A week and a half later, I'm at Alfa Romeo's test track at Balocco, between Turin and Milan, to try the self-same open 8C for a little longer. This is a car as beautiful as its eponymous predecessor's engine, but for different reasons. Too many modern cars are hard-edged, blocky, oddly-proportioned, designed to shock rather than to delight. Creators of such shapes decry curves and beauty as retro and creatively bankrupt, but the 8C proves they are wrong. The nose is clearly Alfa, the shape clearly has proportions found in sports cars for many years, but there's nothing old-fashioned about its sensual sweeps and muscular haunches. It simply, obviously, just looks delicious.

There's more aesthetic joy under the bonnet, the V8 engine wearing crackle-red cam covers with black intake pipes set between them, like the fingers of two clasped hands. This engine is actually made for Alfa (and for Maserati) by Ferrari, and there's a lot of Ferrari in the way it feels.

Inside, functional proves slightly less beautiful – although the dashboard's naked, satin-finish carbon fibre and a centre console machined from a solid slab of aluminium are as pure as you can get in construction media. And the hood? Manual latch, the rest done by electro-hydraulics as it compresses Z-fashion into the rear deck. Two pieces of manually placed plastic can fill the gaps left at the side if you're fussy.

Onto the track, play with the paddleshift transmission, discover quite a docile automatic mode and a manual mode able to give smooth shifts if you ease the accelerator a little each time. Lap two, and I'm hurtling down the straight ready to blip-shift right down to second for the snake under the bridge. Then a long left and a tight infield section; foot hard down out of the corners and the tail drifts beautifully, controllably, thrillingly.

Now under another bridge at full chat, engine heading towards 7,000rpm, and there's a sonic-crackle-edged shriek before a series of minor ballistic incidents confirms I have lifted the accelerator. It sounds fantastic; how it can be legal I'm not quite sure.

But here's the bit I really wasn't expecting. The Coupé feels very firm undertyre, but the Spider is really quite supple, a suppleness which helps the progressive nature of its cornering behaviour. And the structure feels very rigid, helped by various bracing bars around the steel chassis. The Spider is that rare thing, a better drive than its closed sibling. Good to know the Spider is as satisfying to drive as to gaze upon.

The Rivals

Aston Martin V8 Vantage Roadster Sportshift: £93,957.
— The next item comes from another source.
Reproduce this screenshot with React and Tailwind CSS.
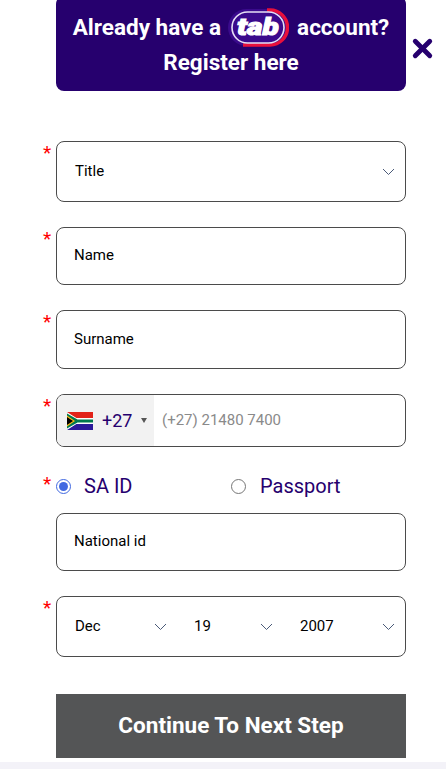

Similar-size V8 makes 420bhp. Looks and sounds fabulous and is more practical (and cheaper) than Alfa.

Ferrari F430 Spider: £144,597.

Mid-mounted V8's power here up to 490bhp, usual high-octane Ferrari driving experience, but less exclusive than Alfa. New 458 model soon.

Mercedes-Benz SL65 AMG: £153,050.

A 612bhp, twin-turbo V12 here, giving a good impression of a jet fighter on take-off. Mad and expensive, neat folding metal roof, oddly beguiling.